CEIS Partnership Receives Golden Bell Award
At summer school in the Savanna School District, both students and teachers are there to learn. Elementary students work on their literacy skills, and the teachers, who are credential candidates at Cal Poly Pomona, receive valuable classroom experience.
A win-win collaboration, the Savanna S.T.A.R.S. (Student Teachers Assisting Remedial Students) program has been lauded as an innovative model of a successful partnership between a school district and university. It recently received a prestigious Golden Bell Award from the California School Boards Association.
"Just this little bit of intervention really aids students' progress in reading," says education assistant professor Helen Rockett, who coordinated Savanna S.T.A.R.S. this past summer. "It's also great for our credential students to get a better picture of what it's like to be a full-time teacher."
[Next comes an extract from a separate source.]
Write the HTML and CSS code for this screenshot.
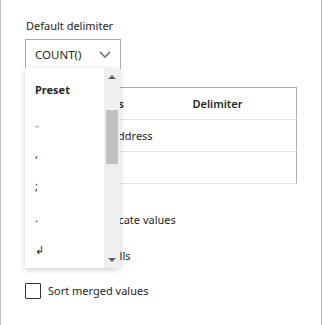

The partnership was a natural one - Savanna Superintendent Sue Johnson is a graduate of the College of Education & Integrative Studies, as well as the chair of the university's Partners in Education.
Cal Poly Pomona's 10 student teachers were each responsible for an entire classroom, from lesson planning to managing students to teaching the curriculum. In the afternoons, they held reading clinics for groups of three or four that needed intensive reading instruction. Each day, the student teachers learned how to improve their skills and methods from an experienced Savanna instructor who specializes in reading education.
Test scores show that the program makes a difference. In every grade level, Savanna students scored higher on standardized tests when they returned to school in September.
Credential student Analisa Manlic, who taught first- and fourth-graders, says she benefitted from planning her own lessons, managing a classroom and receiving feedback from the veteran teachers. She learned to adapt her lessons, adjust her teaching approach and address student concerns she hadn't encountered before.
"I believe we all benefited from the experience. For the students, I was able to provide them with an educational experience that some of them were not used to," Manlic says. "A lot of my lessons were active and hands-on. My students were able to experience education using all their senses. As for me, I gained so much valuable insight and have grown so much as an aspiring educator."
(Photo caption: From left: Savanna Board Member Carol Sundman, Board Member Edward Erdtsieck, Superintendent Sue Johnson, College of Education & Integrative Studies Dean Peggy Kelly, Board Member Chris Brown and Helen Rockett, assistant professor in the education department.)